19. Compact Canon Statement

UTS-INV-078 states that membranes are coupling-regime interfaces, not passive walls. A membrane is any boundary-interface that regulates exchange between systems, compartments, nodes, environments, layers, identities, roles, institutions, agents, or regimes. It determines what may pass, what must be blocked, what must be transformed, and which regime governs the exchange. A coherent membrane preserves boundary integrity while allowing compatible, auditable, repairable, consent-valid exchange.

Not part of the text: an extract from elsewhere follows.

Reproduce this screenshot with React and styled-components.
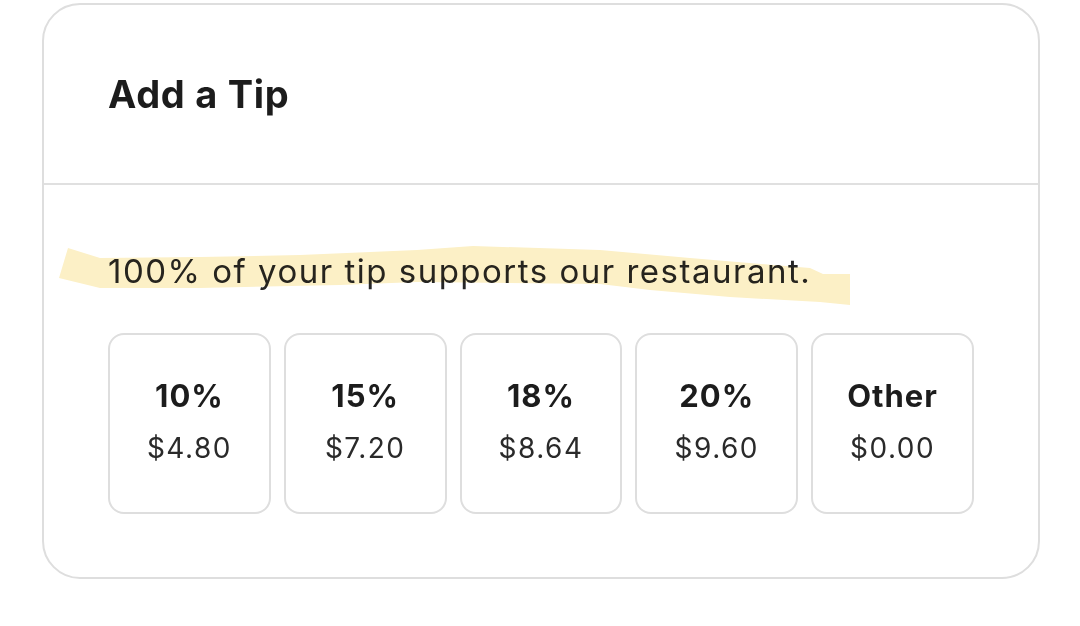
import React from "react";
import styled, { createGlobalStyle } from "styled-components";

const Global = createGlobalStyle`
  html, body { margin: 0; padding: 0; background: #ffffff; }
  body { font-family: Inter, "Noto Sans", sans-serif; color: #1f1f1f; }
`;

const Page = styled.div`
  width: 1080px;
  height: 626px;
  padding: 3px 0 0 42px;
  box-sizing: border-box;
`;

const Card = styled.section`
  position: relative;
  width: 998px;
  height: 576px;
  box-sizing: border-box;
  border: 2px solid #dedede;
  border-radius: 38px;
  background: #fff;
  display: flex;
  flex-direction: column;
`;

const Header = styled.header`
  height: 180px;
  box-sizing: border-box;
  border-bottom: 2px solid #e0e0e0;
  display: flex;
  align-items: center;
  padding: 0 64px;
`;

const Title = styled.h2`
  margin: 0;
  font-size: 38px;
  font-weight: 700;
  letter-spacing: 0.7px;
  color: #1c1c1c;
`;

const Body = styled.div`
  padding: 66px 64px 0;
  display: flex;
  flex-direction: column;
`;

const Subtitle = styled.p`
  position: relative;
  z-index: 1;
  margin: 0;
  font-size: 33px;
  line-height: 40px;
  font-weight: 400;
  letter-spacing: 1.5px;
  color: #262626;
`;

const Highlight = styled.svg`
  position: absolute;
  left: -44px;
  top: -5px;
  width: 1080px;
  height: 626px;
  pointer-events: none;
  mix-blend-mode: multiply;
  z-index: 2;
`;

const Options = styled.div`
  display: flex;
  gap: 13px;
  margin-top: 42px;
`;

const Option = styled.button`
  width: 163px;
  height: 181px;
  box-sizing: border-box;
  border: 2px solid #dedede;
  border-radius: 16px;
  background: #fff;
  display: flex;
  flex-direction: column;
  align-items: center;
  justify-content: center;
  gap: 16px;
  padding: 0 0 6px;
  font-family: inherit;
  cursor: pointer;
`;

const Percent = styled.span`
  font-size: 31px;
  font-weight: 700;
  line-height: 38px;
  letter-spacing: 1px;
  color: #1c1c1c;
`;

const Amount = styled.span`
  font-size: 28px;
  font-weight: 400;
  line-height: 34px;
  letter-spacing: 1.5px;
  color: #2a2a2a;
`;

const tips = [
  { label: "10%", amount: "$4.80" },
  { label: "15%", amount: "$7.20" },
  { label: "18%", amount: "$8.64" },
  { label: "20%", amount: "$9.60" },
  { label: "Other", amount: "$0.00" },
];

export default function App() {
  return (
    <Page>
      <Global />
      <Card>
        <Header>
          <Title>Add a Tip</Title>
        </Header>
        <Body>
          <Subtitle>100% of your tip supports our restaurant.</Subtitle>
          <Options>
            {tips.map((t) => (
              <Option key={t.label}>
                <Percent>{t.label}</Percent>
                <Amount>{t.amount}</Amount>
              </Option>
            ))}
          </Options>
        </Body>
        <Highlight viewBox="0 0 1080 626">
          <polygon
            fill="#fcf0c6"
            points="68,248 100,258 200,257 300,255 417,250 473,246 600,250 690,258 810,268 823,274 850,274 850,305 820,302 730,297 650,290 600,284 417,282 340,285 200,288 100,288 59,278"
          />
        </Highlight>
      </Card>
    </Page>
  );
}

Membrane repair restores the correct coupling regime, not merely openness or closure.


20. Short Reference Version

UTS-INV-078 — Membranes Are Coupling-Regime Interfaces

A membrane is not a wall.

Membrane = selective coupling.

A membrane determines:

what may pass
what must be blocked
what must be transformed
what must be slowed
what must be filtered
what must be recognized
what must be repaired
what regime governs exchange

Healthy membrane pattern:

BΣ↑
K↑
compatible exchange↑
invalid exchange↓
Au↑
R available
H↓
O↑

Failure modes:

too open → leakage / invasion / fusion / overload
too closed → isolation / starvation / brittleness
too opaque → non-auditable control
too rigid → adaptation failure
wrongly selective → capture / exclusion / misclassification

Core rule:

Membranes define how systems relate.
Membrane repair restores the correct coupling regime,
not merely opening or closing the boundary.